The phenomenon, known as the West Antarctic Peninsula ‘cold blob’, emerged in the early 1990s and is unusual when compared to the rapid warming seen elsewhere in the Southern Ocean.
To figure out why the cold blob has remained cold, researchers from the University of East Anglia (UEA) and the British Antarctic Survey (BAS) analysed 30 years of temperature and salinity measurements collected by autonomous floats deployed by the Argo profiling array.
They discovered that the cold blob is fed by a narrow jet of extremely cold water coming off the Larsen C Ice Shelf, which is about the size of Wales and is the fourth-largest ice shelf in Antarctica.
The findings are published in the journal Geophysical Research Letters.
Lead researcher Dr Inès O’Leary, from UEA’s School of Environmental Sciences, said: “The Southern Ocean is warming fast so we were surprised to see that the waters of the West Antarctic Peninsula have not warmed in 30 years.

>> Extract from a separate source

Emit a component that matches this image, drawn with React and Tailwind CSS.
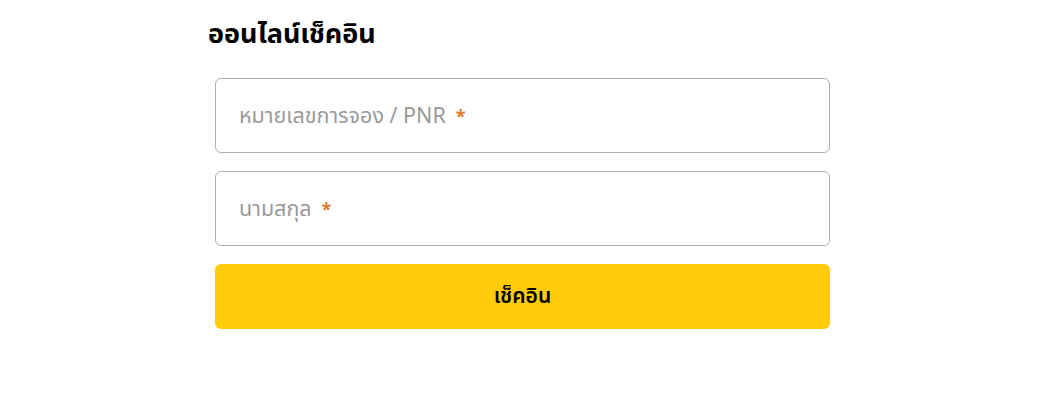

“This is important, as the West Antarctic Peninsula is one of the most rapidly changing regions of Antarctica and hosts some of the fastest-changing ice sheets and glaciers in Antarctica.
“Using an array of autonomous floats that measure the ocean’s temperature and salinity every 10 days for 15 years, we found that the cold water feeding the cold blob originates from the melting ice in Larsen C.
“We used a computer model to simulate the circulation in the area and to look at how the ocean currents change in response to the increased melting of ice shelves and glaciers.
“Our results suggest that as more ice melts and fresh water is added to the ocean surface, the currents slow down, allowing more time for the ocean surface to release its heat to the atmosphere.”
In conclusion, the researchers say the cooling water could help explain why the ice sheet didn’t collapse following large cracks – or ‘mega-fractures’ – that have appeared on Larsen C in recent years.
Dr Alex Phillips, from BAS’s Polar Oceans team, said: “This is a region that has experienced repeated fracturing and collapse of its ice shelves in recent decades, so it’s important to understand the competing influences of a warmer ocean on the one hand, and colder subsurface water feeding into the region, on the other.
“Our findings support the idea that, even as the ocean warms around the edges of Antarctica, the addition of meltwater from the ice sheet could actually slow down the rate at which the ice shelves melt, and icebergs are produced.
“This study demonstrates the critical role of detailed observations from the ocean interior to fully understand the response of the ice sheet to climate change.”